The InfiniCortex project
To harness the power of this protocol widespread industry collaboration is essential, leading to the creation of the InfiniCortex project. Over the past two years, InfiniCortex has clearly demonstrated that IB can perform over trans-continental distances, exploiting this technology to create a “Galaxy of Supercomputers” (a term coined by Marek Michalewicz and Yuefan Deng whose research focus is on mathematically optimal network topologies for supercomputers), a worldwide IB network spanning sites across Asia, Europe and North America.
Initiated and led by A*STAR CRC (Agency for Science, Technology and Research - Computational Resource Centre in Singapore), the project hit its first major breakthrough at SuperComputing14 (SC14), showcasing a first-time-ever 100G IB transcontinental connection from Singapore to the SC14 venue in New Orleans (USA). This was made possible primarily thanks to the support of TATA Telecommunications, which provided the 100G trans-pacific link from Singapore to the US, and Obisidian Strategics, the Canadian manufacturer of the IB long-range equipment, that made available a number of units to be deployed in the participating sites.
Following SC14 the project expanded to include several National and Regional Research and Education Networks (SingAREN, TEIN, GÉANT, PIONIER, RENATER, Internet2, ESnet) and end-sites (e.g. France’s University of Reims Champagne-Ardenne and Poland’s Poznan Supercomputing and Networking Centre [PSNC]). During the course of 2015 these project partners joined forces to demonstrate IB at various exhibitions, culminating in the complete topology being showcased at SC15 in Austin, involving around 10 different sites across four continents, connected with high-speed IB links (including 100G Singapore-Austin and 30G Poznan-Austin).
This successful demo relied on:
- The newly-deployed 10G direct link between Singapore and London to connect the European sites to the A*STAR Computational Resource Centre and other sites in Singapore. This circuit, jointly funded by NSCC (National SuperComputing Centre - Singapore) and the Asia-Pacific TEIN project, has increased the total capacity between the TEIN network and GÉANT, with the latter providing hosting for A*STAR network and IB equipment in the GÉANT PoP in London Slough.
- The GÉANT 100G circuit between Paris and New York to connect PSNC to the SC15 venue in Austin, with a 30G connection.
- ‘Sub-netting’ the different world areas to build the testbed, effectively enabling IB routing.
For the first time ever, an IB fabric that circumnavigated the world was deployed, with the final important segment being the direct GÉANT-SingaGAREN link.
The InfiniCortex project has now achieved its final milestone, put in place by Vincenzo Capone, Business Development Officer for GÉANT, who coordinated the cooperation of more than a dozen partners, culminating in the IB around-the-world ring, demonstrated at SC15, traditionally the world's fastest-network showcase event.

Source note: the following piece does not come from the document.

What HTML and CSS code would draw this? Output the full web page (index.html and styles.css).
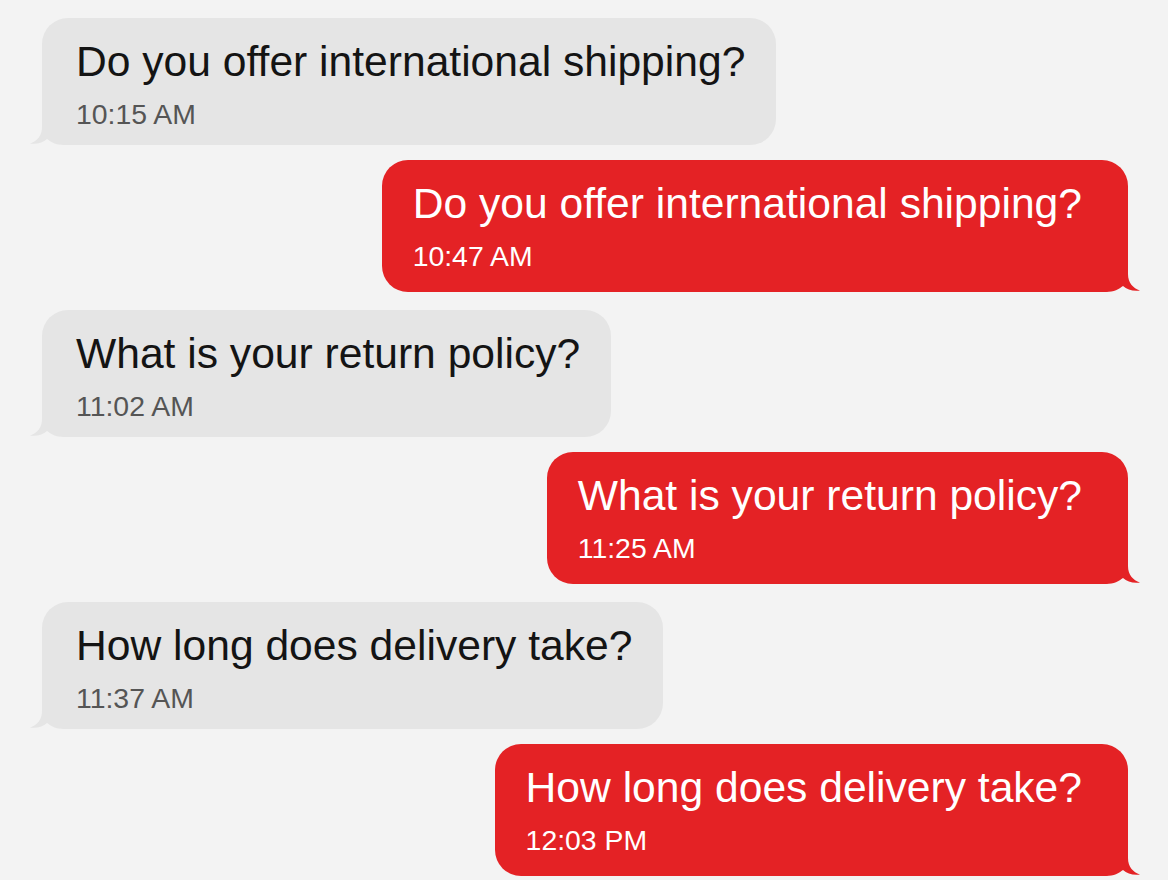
FILE: index.html
```html
<!DOCTYPE html>
<html lang="en">
<head>
<meta charset="utf-8">
<title>Chat</title>
<link rel="stylesheet" href="styles.css">
</head>
<body>
<main class="thread">
  <div class="bubble in">
    <p class="msg">Do you offer international shipping?</p>
    <p class="time">10:15 AM</p>
    <svg class="tail" viewBox="0 0 40 30" width="40" height="30" aria-hidden="true"><path d="M12 0 L12 12 C12 21 7 26 0 28.5 C7 29.5 13 27.5 17 24 C21 27 26 30 34 30 L40 30 L40 0 Z"/></svg>
  </div>
  <div class="bubble out">
    <p class="msg">Do you offer international shipping?</p>
    <p class="time">10:47 AM</p>
    <svg class="tail" viewBox="0 0 40 30" width="40" height="30" aria-hidden="true"><path d="M12 0 L12 12 C12 21 7 26 0 28.5 C7 29.5 13 27.5 17 24 C21 27 26 30 34 30 L40 30 L40 0 Z"/></svg>
  </div>
  <div class="bubble in">
    <p class="msg">What is your return policy?</p>
    <p class="time">11:02 AM</p>
    <svg class="tail" viewBox="0 0 40 30" width="40" height="30" aria-hidden="true"><path d="M12 0 L12 12 C12 21 7 26 0 28.5 C7 29.5 13 27.5 17 24 C21 27 26 30 34 30 L40 30 L40 0 Z"/></svg>
  </div>
  <div class="bubble out">
    <p class="msg">What is your return policy?</p>
    <p class="time">11:25 AM</p>
    <svg class="tail" viewBox="0 0 40 30" width="40" height="30" aria-hidden="true"><path d="M12 0 L12 12 C12 21 7 26 0 28.5 C7 29.5 13 27.5 17 24 C21 27 26 30 34 30 L40 30 L40 0 Z"/></svg>
  </div>
  <div class="bubble in">
    <p class="msg">How long does delivery take?</p>
    <p class="time">11:37 AM</p>
    <svg class="tail" viewBox="0 0 40 30" width="40" height="30" aria-hidden="true"><path d="M12 0 L12 12 C12 21 7 26 0 28.5 C7 29.5 13 27.5 17 24 C21 27 26 30 34 30 L40 30 L40 0 Z"/></svg>
  </div>
  <div class="bubble out">
    <p class="msg">How long does delivery take?</p>
    <p class="time">12:03 PM</p>
    <svg class="tail" viewBox="0 0 40 30" width="40" height="30" aria-hidden="true"><path d="M12 0 L12 12 C12 21 7 26 0 28.5 C7 29.5 13 27.5 17 24 C21 27 26 30 34 30 L40 30 L40 0 Z"/></svg>
  </div>
</main>
</body>
</html>
```
FILE: styles.css
```css
html, body {
  margin: 0;
  padding: 0;
  background: #f3f3f3;
}
body {
  font-family: "Liberation Sans", Arial, Helvetica, sans-serif;
  overflow: hidden;
  height: 880px;
}
.thread {
  display: flex;
  flex-direction: column;
  padding: 18px 40px 0 42px;
}
.bubble {
  position: relative;
  border-radius: 26px;
  padding-top: 19px;
}
.bubble p {
  margin: 0;
  white-space: nowrap;
}
.msg {
  font-size: 42.6px;
  line-height: 48px;
}
.time {
  font-size: 28.4px;
  line-height: 32px;
  margin-top: 13px !important;
}
.in {
  align-self: flex-start;
  background: #e5e5e5;
  color: #141414;
  padding-left: 34px;
  padding-right: 31px;
  padding-bottom: 15px;
  margin-bottom: 15px;
}
.in .time {
  color: #555555;
}
.out {
  align-self: flex-end;
  background: #e42225;
  color: #ffffff;
  padding-left: 31px;
  padding-right: 46px;
  padding-bottom: 20px;
  margin-bottom: 18px;
}
.tail {
  position: absolute;
  bottom: 0;
  display: block;
}
.in .tail {
  left: -12px;
  fill: #e5e5e5;
}
.out .tail {
  right: -12px;
  transform: scaleX(-1);
  fill: #e42225;
}
```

Successful large scale collaboration
This huge effort was made possible thanks to the collaboration and the support of several institutions and actors. Obsidian has made available a number of units to be deployed in several sites. Internet2 has enabled the in-land capacity from New York to Austin for the PSNC-SC15 connection, not to mention the co-funding (together with NSCC) of ACA100, the 100G transpacific link from Singapore to the USA. ESnet has enabled the European partners to connect to A*STAR in Singapore with a temporary solution prior to the deployment of the new direct link from London, consisting of a connection reaching from the US East coast to their PoP in Amsterdam. RENATER, PIONIER and SingAREN have been instrumental in enabling their respective connecting sites to be part of this endeavour.